Actionable checklist before a big decision

  • Run a 90-day cash forecast including planned ad spend and supplier payments.
  • Stress-test worst-case sales drop of 30% and note buffer shortfall.
  • Negotiate payment terms with suppliers or schedule marketing ramp to match settlements.

FAQ

What is a cash flow tracker for ecommerce and why is it needed?

A cash flow tracker for ecommerce records the timing of cash receipts and payments specific to online stores. It identifies short-term liquidity gaps caused by payment processor delays, refunds, and timing differences between sales and supplier payments—enabling proactive decisions on inventory, marketing, and financing.

How often should ecommerce businesses update cash flow projections?

Update at least monthly for established businesses and weekly for early-stage or ad-driven stores. Update forecasts before any significant spending decision and after major promotions that change sales velocity.

Which line items should be included in an online store cash flow template?

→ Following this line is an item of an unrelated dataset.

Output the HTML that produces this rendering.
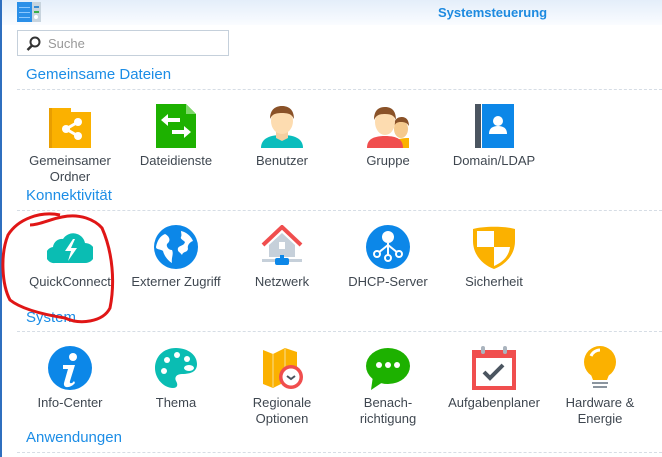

Include sales receipts, refunds/chargebacks, payment processor fees, shipping and fulfillment payments, advertising spend, supplier/COGS payments, payroll and contractor payments, subscription fees, taxes, and loan repayments.

How to use ecommerce cash flow forecasting to plan inventory purchases?

Baseline forecast cash inflows, subtract committed outflows, and simulate inventory purchases to check if the running balance drops below the buffer. If it does, delay orders, seek supplier net terms, or secure short-term financing.

Can a small business cash flow tracking spreadsheet replace accounting software?

A spreadsheet can work for early-stage or simple stores and offers flexibility. Accounting software provides better reconciliation, audit trails, and compliance with standards like GAAP. Choose based on volume, complexity, and need for integrations.